A 2013 National Food Hub Study conducted by the Wallace Center and MSU found that 49 percent of 88 food hub operators relied on outside funding, with 17 percent of them being highly dependent on that money.

In an analysis of 45 hubs conducted in 2011 by the National Good Food Network’s Food Hub Collaboration, 60 percent of respondents said they used government funding to launch their operations and 30 percent said they currently used government money to meet their expenses.

Humiston says the USDA now has several programs to fund food hubs, including loan guarantees for for-profit establishments. Her agency helps in other ways too: financing feasibility studies, providing materials, facilitating research and bringing groups involved with the food system together to talk about the promise of food hubs.

“I actually think food hubs are a critical piece of the farm-to-fork infrastructure,” she says. “We desperately need them if we are going to change how the food system works.”

Food Hubs Bring a Smorgasbord of Services To The Table

Many times when people think of farm-to-fork, they conjure up pictures of farmers’ markets. While there are some similarities with respect to their emphasis on fresh, locally-sourced foods and regional economic empowerment, food hubs bring a whole lot to the table that a small market simply can’t offer.

Humiston cited a 2012 California Centers for Excellence study that concluded 181,000 jobs could be created in her state over five years by improving farm-to-fork activity throughout the value chain.

“If you’re a school district and you’re trying to source local food products, you can’t have 50 farmers backing up a truck with raw product at the cafeteria every morning,“ she says. “Somebody somewhere has to receive that and do just a little preliminary washing and sorting, instead of dumping them with apples.”

Many food hubs many operations go above and beyond these basics too.

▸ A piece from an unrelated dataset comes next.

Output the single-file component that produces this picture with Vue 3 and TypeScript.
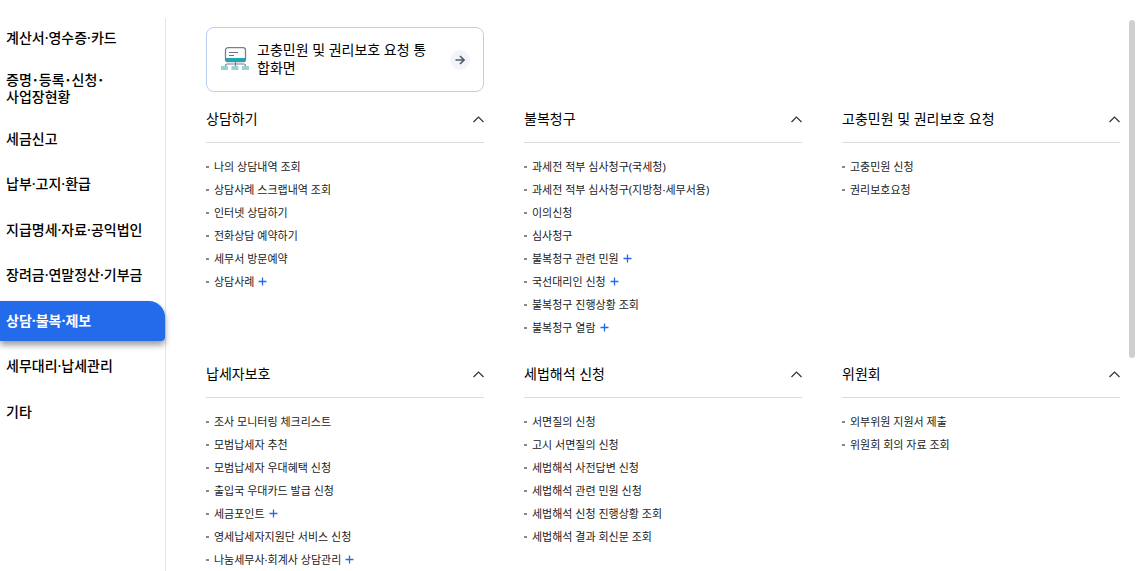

The USDA’s 2012 Regional Food Hub Guide also mentions brokering, processing, branding, packaging, storage, product development, food safety training, recycling and compost programs and food bank donations among the many functions hubs perform.

Along with its own Michigan-centered distribution service, Cherry Capital Foods in Traverse City Michigan has joined with a number of local groups to launch the Grand Traverse Foodshed Alliance (GTFA) innovation hub. GTFA plans to rent space to between eight to 10 different value-added food companies in a warehouse it shares with CCF.

Evan Smith, CCF’s Senior Manager of Operations says the innovation hub will help build capacity for local enterprises while reducing capital requirements of growth and encouraging collaborative business development.

As for the larger movement, Smith thinks food hubs in their different varieties, have quite a bit to offer local communities.

“Localizing the food system can provide fresher, seasonal varieties of many items and by keeping that money in the community and it will help to build jobs and infrastructure,” he says. “These models are not intended to replace the existing food system, but to complement and simplify it.”

A Food Hub Bubble?

Many food hubs are finding themselves hovering on the edge of viability.

Cherry Capital Foods has been growing at a rate of 50 percent a year for the past for years and projects that its 2014 sales will surpass $3 million.

“It’s not yet profitable, says Smith, “but getting close.”

As for the GTFA innovation hub, he expects a positive cash flow from rent once tenants finally get on board.

The 2013 Wallace Center food hub study evaluated the viability of 75 hubs based on a business efficiency ratio metric. Pirog, who helped conduct the analysis, told Seedstock approximately two thirds broke even or had sales that exceeded their expenses. And as noted above, 51 percent of 88 operators surveyed in that study said they operated without any outside funding, showing that it’s quite possible for food hubs to sustain themselves independently.

While this sounds promising, Pirog cautions that the survey wasn’t an intensive financial analysis of food hubs and stresses the need for more data to assess the circumstances and models where they are most appropriate and what it takes to make them profitable.

“Clearly increased sales and reduced transaction costs to improve cash flow is critical;  without positive cash flow, food hubs, like any other business, cannot pay their bills,” says Pirog. “We still have a lot to learn and need to be careful to not over-promote food hubs as a solution when we are not sure what the problem is.”

Based on experience in the field and USDA-backed feasibility studies, Humiston believes there’s some truth to the notion of a food hub bubble. She urges operators to experiment with innovation and points to her own agency’s work building resource-sharing partnerships between food banks and hubs as a possible way forward.

“We have to make these things economically viable or they’re not going to exist,” she says.

“There’s not enough grant money in the world to keep them going.”